## [PROMPT]
Search the records below for the word "index". Pull out each line that has it.

## [SUPPLIED DATA]

►

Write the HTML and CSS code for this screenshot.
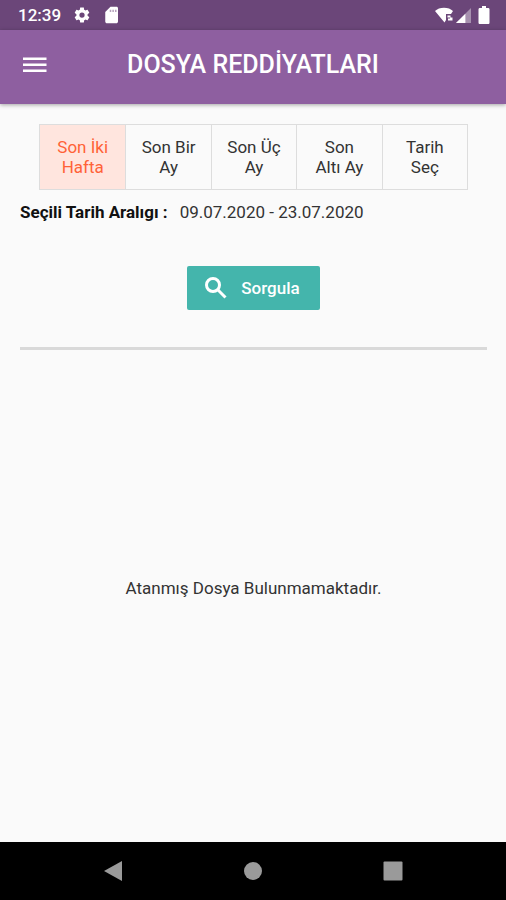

◄
►

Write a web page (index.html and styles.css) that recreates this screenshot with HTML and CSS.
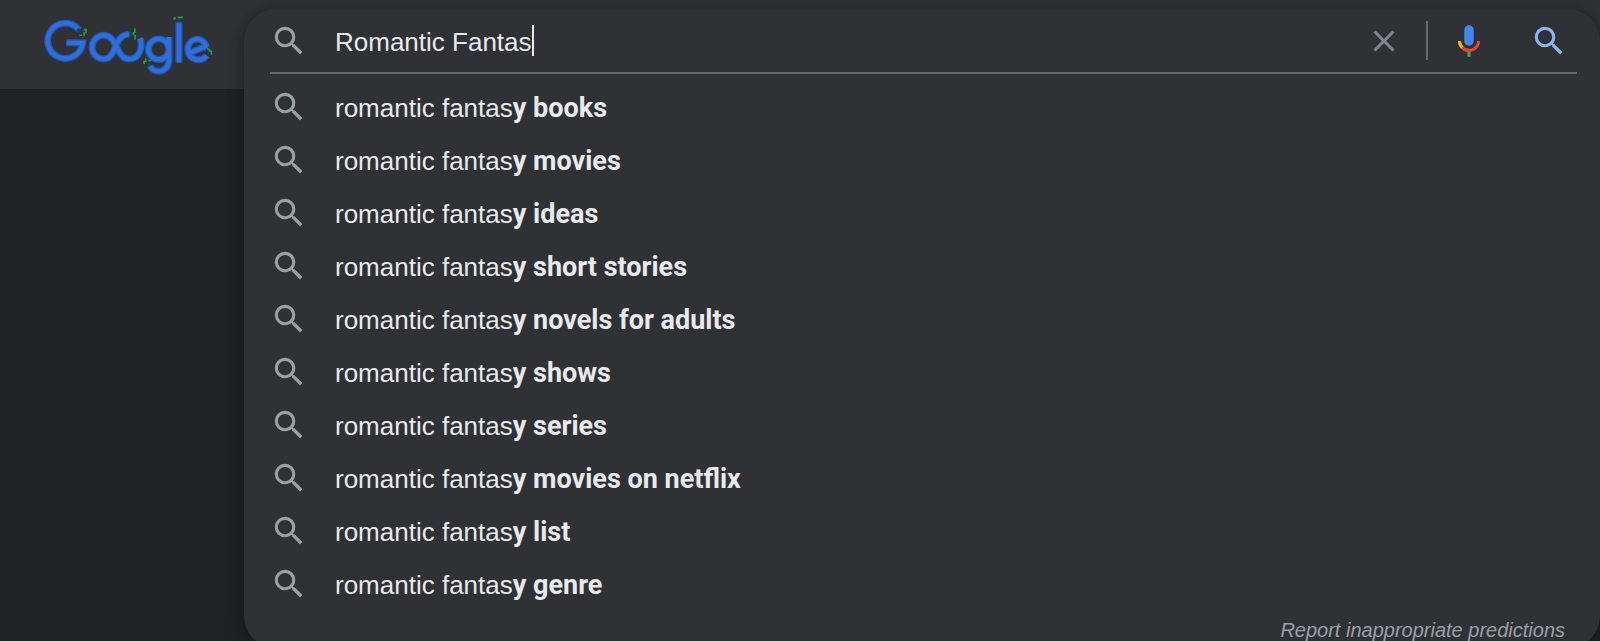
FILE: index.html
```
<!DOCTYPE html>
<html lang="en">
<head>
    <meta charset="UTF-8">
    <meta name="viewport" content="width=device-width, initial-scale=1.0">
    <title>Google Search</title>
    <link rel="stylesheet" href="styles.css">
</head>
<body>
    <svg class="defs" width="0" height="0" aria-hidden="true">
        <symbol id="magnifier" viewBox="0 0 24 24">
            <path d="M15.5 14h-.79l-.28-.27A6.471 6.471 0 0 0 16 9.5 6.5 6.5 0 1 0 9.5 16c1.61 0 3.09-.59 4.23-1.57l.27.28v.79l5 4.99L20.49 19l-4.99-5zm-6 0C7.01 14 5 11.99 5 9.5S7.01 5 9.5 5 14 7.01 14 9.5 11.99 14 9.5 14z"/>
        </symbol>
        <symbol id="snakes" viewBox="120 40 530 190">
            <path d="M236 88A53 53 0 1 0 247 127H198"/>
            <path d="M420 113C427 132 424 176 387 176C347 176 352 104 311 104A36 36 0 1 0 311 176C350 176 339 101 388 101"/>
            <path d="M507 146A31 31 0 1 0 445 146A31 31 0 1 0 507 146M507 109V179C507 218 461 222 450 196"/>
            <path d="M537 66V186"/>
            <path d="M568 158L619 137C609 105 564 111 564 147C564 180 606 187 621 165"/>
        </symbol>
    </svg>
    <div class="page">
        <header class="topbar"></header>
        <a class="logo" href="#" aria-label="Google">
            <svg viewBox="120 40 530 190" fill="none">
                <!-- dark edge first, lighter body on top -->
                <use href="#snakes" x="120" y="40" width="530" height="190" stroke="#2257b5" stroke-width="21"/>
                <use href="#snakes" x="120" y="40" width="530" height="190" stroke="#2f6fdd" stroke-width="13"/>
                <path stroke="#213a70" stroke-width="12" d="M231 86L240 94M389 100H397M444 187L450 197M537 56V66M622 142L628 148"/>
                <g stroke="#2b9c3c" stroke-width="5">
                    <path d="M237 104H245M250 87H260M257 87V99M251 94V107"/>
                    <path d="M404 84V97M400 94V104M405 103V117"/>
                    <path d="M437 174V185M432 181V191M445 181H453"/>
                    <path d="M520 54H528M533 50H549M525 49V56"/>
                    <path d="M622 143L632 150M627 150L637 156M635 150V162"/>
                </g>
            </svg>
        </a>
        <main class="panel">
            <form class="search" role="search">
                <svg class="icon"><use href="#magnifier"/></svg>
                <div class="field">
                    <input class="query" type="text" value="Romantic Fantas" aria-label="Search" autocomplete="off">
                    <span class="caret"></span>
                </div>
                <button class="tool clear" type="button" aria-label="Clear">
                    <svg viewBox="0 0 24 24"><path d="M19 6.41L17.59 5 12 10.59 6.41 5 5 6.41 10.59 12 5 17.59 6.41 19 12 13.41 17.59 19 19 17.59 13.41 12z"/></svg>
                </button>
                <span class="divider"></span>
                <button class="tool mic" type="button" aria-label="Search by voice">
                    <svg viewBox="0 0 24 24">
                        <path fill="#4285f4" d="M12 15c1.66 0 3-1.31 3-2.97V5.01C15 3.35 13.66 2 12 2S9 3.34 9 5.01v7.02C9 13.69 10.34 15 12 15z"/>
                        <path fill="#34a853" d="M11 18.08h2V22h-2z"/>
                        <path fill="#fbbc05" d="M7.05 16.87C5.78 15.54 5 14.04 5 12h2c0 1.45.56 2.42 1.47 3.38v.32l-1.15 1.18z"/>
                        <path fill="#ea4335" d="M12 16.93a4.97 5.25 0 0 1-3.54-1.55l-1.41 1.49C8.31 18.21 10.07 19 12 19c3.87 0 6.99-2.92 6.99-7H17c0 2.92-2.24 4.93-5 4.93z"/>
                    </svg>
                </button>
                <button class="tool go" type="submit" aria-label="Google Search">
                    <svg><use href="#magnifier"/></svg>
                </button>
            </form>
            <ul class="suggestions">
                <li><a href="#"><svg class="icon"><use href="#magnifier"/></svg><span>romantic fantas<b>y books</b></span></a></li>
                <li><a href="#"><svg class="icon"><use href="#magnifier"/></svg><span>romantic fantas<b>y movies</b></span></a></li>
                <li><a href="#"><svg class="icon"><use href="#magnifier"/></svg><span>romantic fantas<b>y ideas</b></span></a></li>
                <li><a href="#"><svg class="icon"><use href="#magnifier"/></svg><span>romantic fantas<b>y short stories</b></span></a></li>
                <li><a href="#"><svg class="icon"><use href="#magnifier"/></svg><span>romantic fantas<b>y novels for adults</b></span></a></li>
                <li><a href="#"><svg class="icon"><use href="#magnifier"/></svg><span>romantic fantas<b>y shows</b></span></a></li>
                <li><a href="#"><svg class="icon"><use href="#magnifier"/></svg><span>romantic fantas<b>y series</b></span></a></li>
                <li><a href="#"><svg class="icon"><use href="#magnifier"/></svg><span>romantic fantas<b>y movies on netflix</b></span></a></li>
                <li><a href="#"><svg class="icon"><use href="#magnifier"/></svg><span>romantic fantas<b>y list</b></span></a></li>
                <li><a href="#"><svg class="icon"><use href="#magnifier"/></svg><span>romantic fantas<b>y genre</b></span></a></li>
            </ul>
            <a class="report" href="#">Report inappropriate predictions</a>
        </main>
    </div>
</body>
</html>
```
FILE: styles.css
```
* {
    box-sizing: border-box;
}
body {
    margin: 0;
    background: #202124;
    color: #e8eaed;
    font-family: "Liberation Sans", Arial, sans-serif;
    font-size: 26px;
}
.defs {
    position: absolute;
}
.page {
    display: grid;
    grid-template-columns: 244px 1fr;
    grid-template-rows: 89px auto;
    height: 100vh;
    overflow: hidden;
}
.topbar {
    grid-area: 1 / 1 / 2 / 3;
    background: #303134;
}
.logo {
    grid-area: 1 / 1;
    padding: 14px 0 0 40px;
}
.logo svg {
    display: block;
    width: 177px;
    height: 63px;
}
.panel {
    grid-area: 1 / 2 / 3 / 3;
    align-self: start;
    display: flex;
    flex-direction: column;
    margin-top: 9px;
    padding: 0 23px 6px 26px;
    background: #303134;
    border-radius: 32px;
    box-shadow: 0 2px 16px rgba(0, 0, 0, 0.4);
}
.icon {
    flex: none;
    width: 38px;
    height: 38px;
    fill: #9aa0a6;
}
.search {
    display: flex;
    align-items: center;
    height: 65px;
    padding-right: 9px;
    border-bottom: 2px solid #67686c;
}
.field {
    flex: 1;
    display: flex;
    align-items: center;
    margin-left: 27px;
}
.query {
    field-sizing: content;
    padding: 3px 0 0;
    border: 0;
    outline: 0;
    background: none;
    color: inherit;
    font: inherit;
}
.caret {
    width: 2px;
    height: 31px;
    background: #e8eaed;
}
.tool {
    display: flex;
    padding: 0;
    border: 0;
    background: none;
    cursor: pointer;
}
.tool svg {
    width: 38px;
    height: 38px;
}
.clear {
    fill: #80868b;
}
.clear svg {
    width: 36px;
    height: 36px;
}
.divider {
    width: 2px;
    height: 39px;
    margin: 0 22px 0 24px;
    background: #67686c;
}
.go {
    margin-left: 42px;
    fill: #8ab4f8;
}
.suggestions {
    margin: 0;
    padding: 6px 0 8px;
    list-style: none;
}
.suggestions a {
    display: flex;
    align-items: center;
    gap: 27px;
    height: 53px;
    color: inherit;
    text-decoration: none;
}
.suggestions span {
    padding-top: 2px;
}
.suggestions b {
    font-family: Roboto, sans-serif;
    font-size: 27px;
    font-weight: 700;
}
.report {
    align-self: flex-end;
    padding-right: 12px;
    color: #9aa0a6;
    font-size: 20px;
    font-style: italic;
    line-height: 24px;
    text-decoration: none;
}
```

◄

## [FINISHED ANSWER]
Write a web page (index.html and styles.css) that recreates this screenshot with HTML and CSS.
FILE: index.html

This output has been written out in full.